Data items:
========================

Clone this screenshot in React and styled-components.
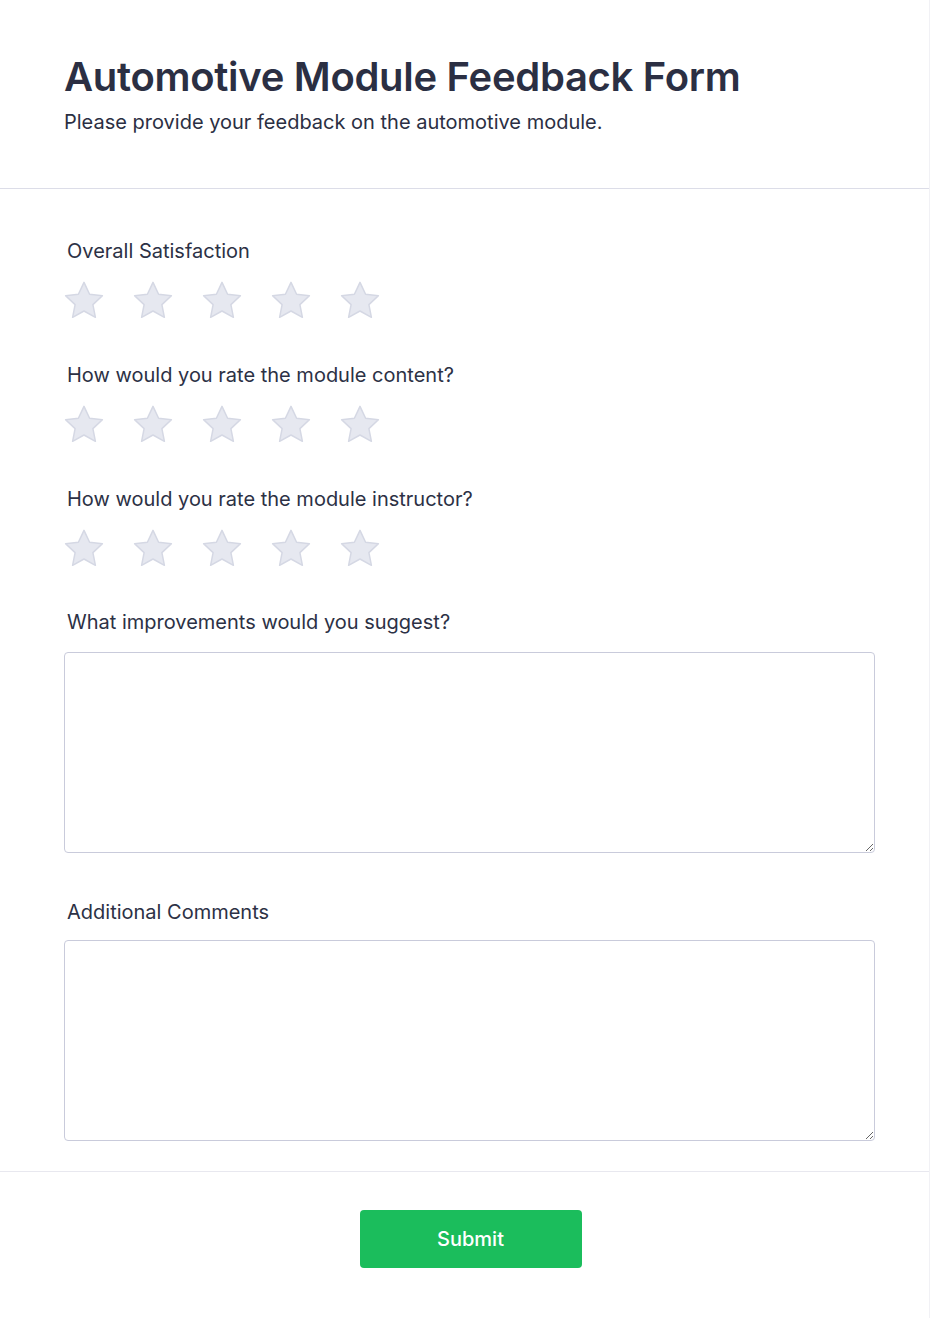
import styled, { createGlobalStyle } from "styled-components";

const GlobalStyle = createGlobalStyle`
  html, body {
    margin: 0;
    padding: 0;
    background: #ffffff;
  }
  body {
    font-family: Inter, "Noto Sans", sans-serif;
    color: #2c3145;
  }
  * { box-sizing: border-box; }
`;

const Card = styled.div`
  width: 930px;
  min-height: 1318px;
  background: #fff;
  border-right: 1px solid #f1f1f5;
  display: flex;
  flex-direction: column;
`;

const Header = styled.header`
  padding: 52px 64px 52px;
  border-bottom: 1px solid #dcdde8;
`;

const Title = styled.h1`
  margin: 0;
  font-size: 40px;
  line-height: 50px;
  font-weight: 600;
  color: #2b2f43;
  letter-spacing: -0.3px;
`;

const Subtitle = styled.p`
  margin: 7px 0 0;
  font-size: 20px;
  line-height: 27px;
  color: #2b2f43;
`;

const Body = styled.div`
  padding: 48px 54px 30px 64px;
  display: flex;
  flex-direction: column;
  border-bottom: 1px solid #e8e8ef;
`;

const Field = styled.div`
  display: flex;
  flex-direction: column;
  gap: ${(p) => p.$gap}px;
  margin-bottom: ${(p) => p.$after}px;
  &:last-child { margin-bottom: 0; }
`;

const Label = styled.label`
  font-size: 20px;
  line-height: 28px;
  padding-left: 3px;
  color: #2c3145;
`;

const Stars = styled.div`
  display: flex;
  gap: 29px;
`;

const StarButton = styled.button`
  width: 40px;
  height: 40px;
  padding: 0;
  border: 0;
  background: none;
  cursor: pointer;
  display: flex;
  align-items: center;
  justify-content: center;
`;

const TextArea = styled.textarea`
  width: 811px;
  height: 201px;
  border: 1px solid #c9cbdb;
  border-radius: 4px;
  resize: vertical;
  padding: 10px 12px;
  font-family: inherit;
  font-size: 16px;
  outline: none;
`;

const Footer = styled.footer`
  display: flex;
  justify-content: center;
  padding: 38px 0 50px 12px;
`;

const SubmitButton = styled.button`
  width: 222px;
  height: 58px;
  border: 0;
  border-radius: 4px;
  background: #1bbd5c;
  color: #fff;
  font-family: inherit;
  font-size: 20px;
  font-weight: 500;
  cursor: pointer;
`;

const Star = () => (
  <svg width="40" height="40" viewBox="2 2.2 20 20">
    <path
      d="M12 2.9l2.8 5.9 6.4.8-4.75 4.4 1.25 6.35L12 17.2l-5.7 3.15 1.25-6.35L2.8 9.6l6.4-.8z"
      fill="#e6e8f0"
      stroke="#d5d8e4"
      strokeWidth="0.75"
      strokeLinejoin="round"
    />
  </svg>
);

const ratings = [
  { label: "Overall Satisfaction", after: 40 },
  { label: "How would you rate the module content?", after: 40 },
  { label: "How would you rate the module instructor?", after: 39 },
];

const texts = [
  { label: "What improvements would you suggest?", gap: 16, after: 45 },
  { label: "Additional Comments", gap: 14, after: 0 },
];

export default function App() {
  return (
    <>
      <GlobalStyle />
      <Card>
        <Header>
          <Title>Automotive Module Feedback Form</Title>
          <Subtitle>Please provide your feedback on the automotive module.</Subtitle>
        </Header>
        <Body>
          {ratings.map((r) => (
            <Field key={r.label} $gap={16} $after={r.after}>
              <Label>{r.label}</Label>
              <Stars>
                {[1, 2, 3, 4, 5].map((n) => (
                  <StarButton key={n} type="button" aria-label={`${n} star`}>
                    <Star />
                  </StarButton>
                ))}
              </Stars>
            </Field>
          ))}
          {texts.map((t) => (
            <Field key={t.label} $gap={t.gap} $after={t.after}>
              <Label>{t.label}</Label>
              <TextArea />
            </Field>
          ))}
        </Body>
        <Footer>
          <SubmitButton type="button">Submit</SubmitButton>
        </Footer>
      </Card>
    </>
  );
}
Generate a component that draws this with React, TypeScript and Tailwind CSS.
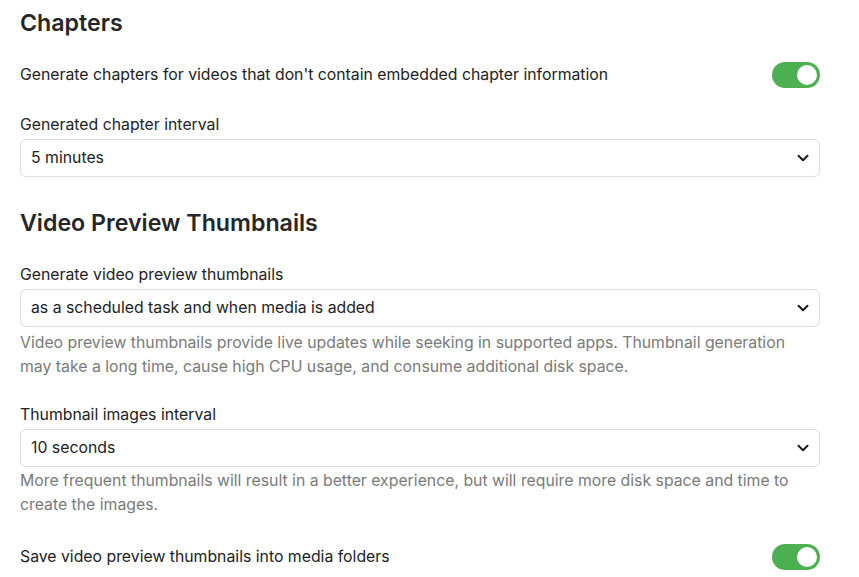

========================

DIRECTION: Leave out the pictures, and give all the records again exactly.

WORKED ANSWER:
Clone this screenshot in React and styled-components.
import styled, { createGlobalStyle } from "styled-components";

const GlobalStyle = createGlobalStyle`
  html, body {
    margin: 0;
    padding: 0;
    background: #ffffff;
  }
  body {
    font-family: Inter, "Noto Sans", sans-serif;
    color: #2c3145;
  }
  * { box-sizing: border-box; }
`;

const Card = styled.div`
  width: 930px;
  min-height: 1318px;
  background: #fff;
  border-right: 1px solid #f1f1f5;
  display: flex;
  flex-direction: column;
`;

const Header = styled.header`
  padding: 52px 64px 52px;
  border-bottom: 1px solid #dcdde8;
`;

const Title = styled.h1`
  margin: 0;
  font-size: 40px;
  line-height: 50px;
  font-weight: 600;
  color: #2b2f43;
  letter-spacing: -0.3px;
`;

const Subtitle = styled.p`
  margin: 7px 0 0;
  font-size: 20px;
  line-height: 27px;
  color: #2b2f43;
`;

const Body = styled.div`
  padding: 48px 54px 30px 64px;
  display: flex;
  flex-direction: column;
  border-bottom: 1px solid #e8e8ef;
`;

const Field = styled.div`
  display: flex;
  flex-direction: column;
  gap: ${(p) => p.$gap}px;
  margin-bottom: ${(p) => p.$after}px;
  &:last-child { margin-bottom: 0; }
`;

const Label = styled.label`
  font-size: 20px;
  line-height: 28px;
  padding-left: 3px;
  color: #2c3145;
`;

const Stars = styled.div`
  display: flex;
  gap: 29px;
`;

const StarButton = styled.button`
  width: 40px;
  height: 40px;
  padding: 0;
  border: 0;
  background: none;
  cursor: pointer;
  display: flex;
  align-items: center;
  justify-content: center;
`;

const TextArea = styled.textarea`
  width: 811px;
  height: 201px;
  border: 1px solid #c9cbdb;
  border-radius: 4px;
  resize: vertical;
  padding: 10px 12px;
  font-family: inherit;
  font-size: 16px;
  outline: none;
`;

const Footer = styled.footer`
  display: flex;
  justify-content: center;
  padding: 38px 0 50px 12px;
`;

const SubmitButton = styled.button`
  width: 222px;
  height: 58px;
  border: 0;
  border-radius: 4px;
  background: #1bbd5c;
  color: #fff;
  font-family: inherit;
  font-size: 20px;
  font-weight: 500;
  cursor: pointer;
`;

const Star = () => (
  <svg width="40" height="40" viewBox="2 2.2 20 20">
    <path
      d="M12 2.9l2.8 5.9 6.4.8-4.75 4.4 1.25 6.35L12 17.2l-5.7 3.15 1.25-6.35L2.8 9.6l6.4-.8z"
      fill="#e6e8f0"
      stroke="#d5d8e4"
      strokeWidth="0.75"
      strokeLinejoin="round"
    />
  </svg>
);

const ratings = [
  { label: "Overall Satisfaction", after: 40 },
  { label: "How would you rate the module content?", after: 40 },
  { label: "How would you rate the module instructor?", after: 39 },
];

const texts = [
  { label: "What improvements would you suggest?", gap: 16, after: 45 },
  { label: "Additional Comments", gap: 14, after: 0 },
];

export default function App() {
  return (
    <>
      <GlobalStyle />
      <Card>
        <Header>
          <Title>Automotive Module Feedback Form</Title>
          <Subtitle>Please provide your feedback on the automotive module.</Subtitle>
        </Header>
        <Body>
          {ratings.map((r) => (
            <Field key={r.label} $gap={16} $after={r.after}>
              <Label>{r.label}</Label>
              <Stars>
                {[1, 2, 3, 4, 5].map((n) => (
                  <StarButton key={n} type="button" aria-label={`${n} star`}>
                    <Star />
                  </StarButton>
                ))}
              </Stars>
            </Field>
          ))}
          {texts.map((t) => (
            <Field key={t.label} $gap={t.gap} $after={t.after}>
              <Label>{t.label}</Label>
              <TextArea />
            </Field>
          ))}
        </Body>
        <Footer>
          <SubmitButton type="button">Submit</SubmitButton>
        </Footer>
      </Card>
    </>
  );
}
Generate a component that draws this with React, TypeScript and Tailwind CSS.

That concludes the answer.